Wind energy makes up 10% of Texas’ energy consumption in 2014March 4, 2015
Wind power is growing quickly throughout Texas
Wind energy accounted for 10% of the electricity used in Texas in 2014, according to information from the Electric Reliability Council of Texas. The organization notes that wind power has managed to gain significant support since 2009, when wind began accounting for a larger percentage of the energy consumed throughout the state. The total energy produced by wind farms in Texas grew by 11.3% from 2009 to 2014.
Grid expansion helps funnel more wind power into the state’s energy grid
The increase of wind energy generation in Texas is due to several new wind farms coming online and producing electrical power. The state has also been working to improve its energy grid, so as to make it more accommodating of renewable energy. Grid expansions have allowed for more wind energy to be funneled into the state’s power grid and distributing this electrical power has also become more efficient as a result.
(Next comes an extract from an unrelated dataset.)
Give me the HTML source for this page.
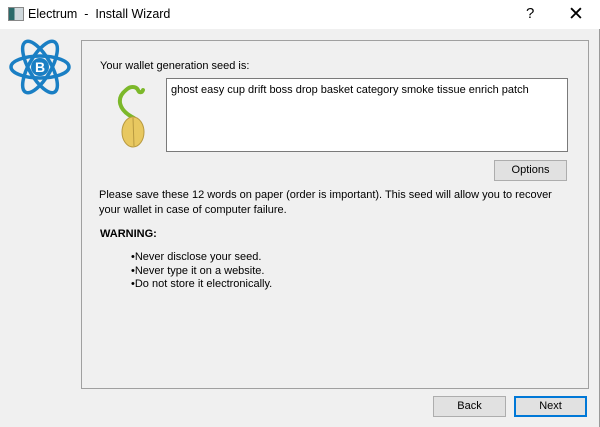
<!DOCTYPE html>
<html><head><style>
body{margin:0;width:600px;height:427px;background:#f0f0f0;font-family:"Liberation Sans",sans-serif;font-size:11px;color:#000;position:relative;overflow:hidden}
.a{position:absolute}
.btn{position:absolute;background:#e1e1e1;border:1px solid #adadad;text-align:center;box-sizing:border-box;line-height:19px}
</style></head><body>
<div class="a" style="left:0;top:0;width:600px;height:29px;background:#fff"></div>
<div class="a" style="left:8px;top:7px;width:14px;height:12px;border:1px solid #888;background:linear-gradient(90deg,#2a6a6a 40%,#cfd8dc 40%)"></div>
<div class="a" style="left:28px;top:7px;font-size:12.5px">Electrum &nbsp;- &nbsp;Install Wizard</div>
<div class="a" style="left:526px;top:5px;font-size:15px">?</div>
<div class="a" style="left:568px;top:3px;font-size:19px;font-weight:300">✕</div>
<svg class="a" style="left:9px;top:38px" width="62" height="58" viewBox="0 0 62 58">
<g fill="none" stroke="#1a7fc4" stroke-width="3.5">
<ellipse cx="31" cy="29" rx="29" ry="11"/>
<ellipse cx="31" cy="29" rx="29" ry="11" transform="rotate(60 31 29)"/>
<ellipse cx="31" cy="29" rx="29" ry="11" transform="rotate(-60 31 29)"/>
</g>
<circle cx="31" cy="29" r="9" fill="#1a7fc4"/>
<text x="31" y="34" font-size="14" font-weight="bold" fill="#fff" text-anchor="middle" font-family="Liberation Sans">B</text>
</svg>
<div class="a" style="left:81px;top:40px;width:506px;height:347px;border:1px solid #a0a0a0"></div>
<div class="a" style="left:100px;top:60px">Your wallet generation seed is:</div>
<svg class="a" style="left:108px;top:80px" width="46" height="68" viewBox="0 0 46 68">
<path d="M26 38 C10 30 8 18 18 10 C22 6 28 6 30 10 C31 13 34 13 35 10" fill="none" stroke="#7cb82a" stroke-width="4" stroke-linecap="round"/>
<ellipse cx="25" cy="52" rx="11" ry="15" fill="#e8c860" stroke="#b89a40"/>
<path d="M25 38 L26 66" stroke="#b89a40"/>
</svg>
<div class="a" style="left:166px;top:78px;width:402px;height:74px;background:#fff;border:1px solid #7a7a7a;box-sizing:border-box;padding:5px 4px">ghost easy cup drift boss drop basket category smoke tissue enrich patch</div>
<div class="btn" style="left:494px;top:160px;width:73px;height:21px">Options</div>
<div class="a" style="left:99px;top:188px;line-height:15px">Please save these 12 words on paper (order is important). This seed will allow you to recover<br>your wallet in case of computer failure.</div>
<div class="a" style="left:100px;top:228px;font-weight:bold">WARNING:</div>
<div class="a" style="left:131px;top:251px;line-height:13.5px">•Never disclose your seed.<br>•Never type it on a website.<br>•Do not store it electronically.</div>
<div class="btn" style="left:433px;top:396px;width:73px;height:21px">Back</div>
<div class="btn" style="left:514px;top:396px;width:73px;height:21px;border:2px solid #0078d7;line-height:17px">Next</div>
<div class="a" style="left:599px;top:29px;width:1px;height:398px;background:#9a9a9a"></div>
</body></html>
New policies allow more projects to take form in Texas
The information from the Electric Reliability Council of Texas shows that some 36.1 megawatt-hours of wind power was produced in 2014. Wind capacity has been growing at a rapid pace, largely due to new policies being adopted in the state. Texas has been working to expand its energy transmission structure, which has allowed wind capacity to gain more momentum. The majority of the state’s wind farms can be found in the northwestern parts of the state, where wind potential is quite high. As a result of new policies, wind projects have been gaining more support and they have begun to take form at a faster pace.
Texas is becoming a more attractive market for wind energy
Texas is considered a very attractive market for wind energy. The state has a great deal of potential when it comes to wind power, and the Texas government has been showing strong support for this form of renewable energy. In the coming years, wind energy is expected to play a larger role in the state’s energy portfolio, especially as new projects come to Texas.